Types also come with a lot of inherent complexity that you don't get with dynamic programs. Recently, I wrote a Type Provider for web Routing in F#, and it is orders of magnitude more complicated than what a dynamic approach would have been. It is nice that it is not possible to express a program that uses route parameters the wrong way, or provide a route that is unreachable, etc, but it takes a lot more work than a dynamic version with no such safety.

One domain where I think static typing is worth it is for parsing. After having used FParsec to parse a structure, and also having tried it dynamically, I felt the static typing added little complexity for all the safety it brought, so it was very much worth it. But there are also some dynamic parsing libraries that much easier to get started with, such as Instaparse, so YMMV.

3 comments

Types + pattern matching -- best combination for working with trees.

I'm not sure if there's a library in F# similar to HXT, but in Haskell, working with large xml structures is a breeze.

I use a pattern matcher that can match against types in Scheme, a language without static typing. Static types are just not the crucial feature that some people make them out to be.

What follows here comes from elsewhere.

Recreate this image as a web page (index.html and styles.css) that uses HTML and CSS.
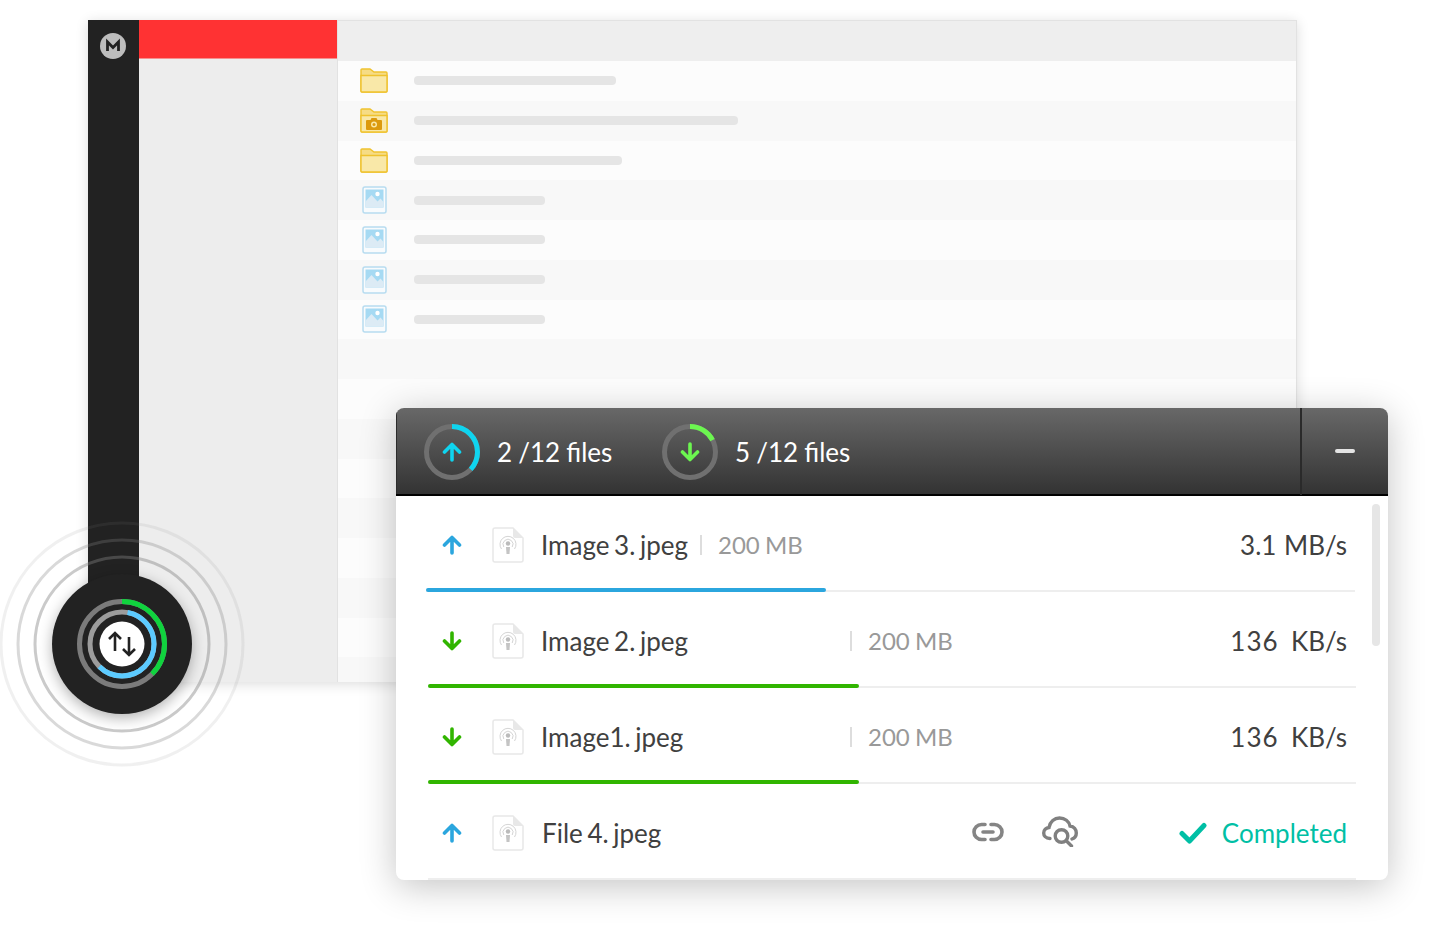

I believe this criticism of Pascal and C from SICP applies to other languages with static types (sans the pointer stuff):

    Pascal and C admit structures whose elements are structures. However,
    this requires that the programmer manipulate pointers explicitly, and
    adhere to the restriction that each field of a structure can contain
    only elements of a prespecified form. Unlike Lisp with its pairs,
    these languages have no built-in general-purpose glue that makes it
    easy to manipulate compound data in a uniform way.
With static typing, it's also difficult to write procedures that operate on arguments of which the type is none of the procedure's business.

https://sarabander.github.io/sicp/html/2_002e2.xhtml#FOOT73

Well, I was definitely not mentioning Pascal and C. Haskell's type system is much easier to work with.

The thing is that any operation you are using on those arguments (of which the type is none of the procedure's business) can be described by an interface which the argument implements.

You're much safer knowing in compile time that the operations you'll use will be valid, instead of hoping something doesn't crash in runtime.

There is also zippers
That pretty much describes my Angular data models, yes. My internal helper functions get passed sub-structures from the model, but Angular bindings get strings like "top.area.sub.fld" to name a variable.

Doubtless, there's another way to do this without a global / dynamic data tree, but this is working, at least for me.

So use F#'s dynamic typing parts? Or make everything obj and cast away? Unless most solutions don't work with types then it seems that you're better off having them in the language and using escape hatches as necessary.